Gewiß geht heute der Trend zur Mehrausbildung, und der Prozentsatz der Akademiker wird sich im Top-Management kontinuierlich erhöhen. Das bedeutet aber noch lange nicht, daß ein akademisches Studium schon eine Eintrittskarte für die Region der Spitzenpositionen ist. Je mehr Akademiker herangebildet werden und je mehr mittelmäßig Begabte einen akademischen Titel erwerben, je weniger

also der akademische Grad eine Legitimation für Fähigkeiten ist, um so geringer werden für den einzelnen die Chancen, sich durchzusetzen, denn bei der Konkurrenz um die einzelnen Spitzenpositionen wiegt sodann der akademische Grad immer weniger schwer.

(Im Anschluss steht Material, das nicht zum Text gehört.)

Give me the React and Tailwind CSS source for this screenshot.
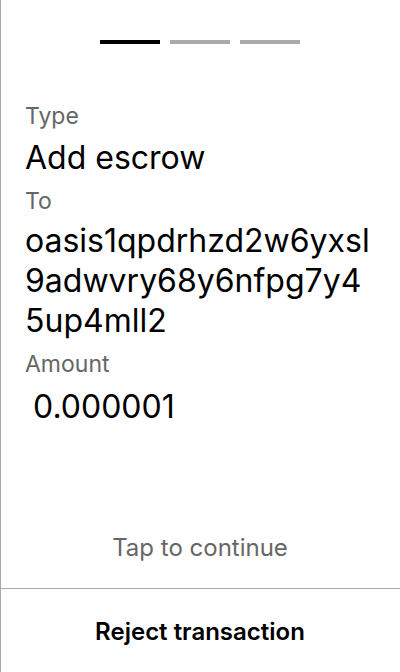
export default function App() {
  return (
    <div
      className="w-[400px] h-[672px] bg-white shadow-[inset_1px_0_0_#aaaaaa] flex flex-col text-black"
      style={{ fontFamily: "Inter, 'Noto Sans', sans-serif" }}
    >
      <div className="flex-1 flex flex-col">
        <div className="flex justify-center gap-[10px] pt-[40px]">
          <div className="w-[60px] h-[4px] bg-black" />
          <div className="w-[60px] h-[4px] bg-[#aaaaaa]" />
          <div className="w-[60px] h-[4px] bg-[#aaaaaa]" />
        </div>

        <div className="pl-[25px] pr-[23px] pt-[58px] flex flex-col">
          <div className="text-[23px] leading-[28px] text-[#666666]">Type</div>
          <div className="text-[32px] leading-[40px] mt-[8px]">Add escrow</div>
          <div className="text-[23px] leading-[28px] text-[#666666] mt-[9px]">To</div>
          <div className="text-[32px] leading-[40px] break-all mt-[6px]">
            oasis1qpdrhzd2w6yxsl9adwvry68y6nfpg7y45up4mll2
          </div>
          <div className="text-[23px] leading-[28px] text-[#666666] mt-[9px]">Amount</div>
          <div className="text-[32px] leading-[40px] mt-[9px] pl-[8px]">0.000001</div>
        </div>

        <div className="mt-auto pb-[24px] text-center text-[24px] leading-[32px] text-[#666666]">
          Tap to continue
        </div>
      </div>

      <div className="h-[84px] border-t border-[#aaaaaa] flex items-center justify-center pt-[2px]">
        <span className="text-[24px] font-semibold">Reject transaction</span>
      </div>
    </div>
  );
}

Früher wandte man mit Recht ein, daß das akademische Studium ein Privileg der begüterten Klassen sei, daß viele Talente aus ärmerem Elternhaus nicht zum Zug kämen. So richtig es aber ist, das Talentreservoir auch der finanziell schlechter gestellten Bevölkerungsschichten zu erschließen und diesen Menschen jede nur denkbare Hilfe zukommen zu lassen, so falsch ist eine wahllose Heranbildung von Maturanten und Akademikern bei immer weitergehendem Verzicht auf Begabungskriterien und bei permanenter Senkung der Anforderungen. Dies nämlich ist das genaue Gegenteil einer Begabtenförderung, auf diese Weise hindert man bloß die wirklichen Begabungen — ganz gleich aus welcher Bevölkerungsschicht — an ihrer Entfaltung.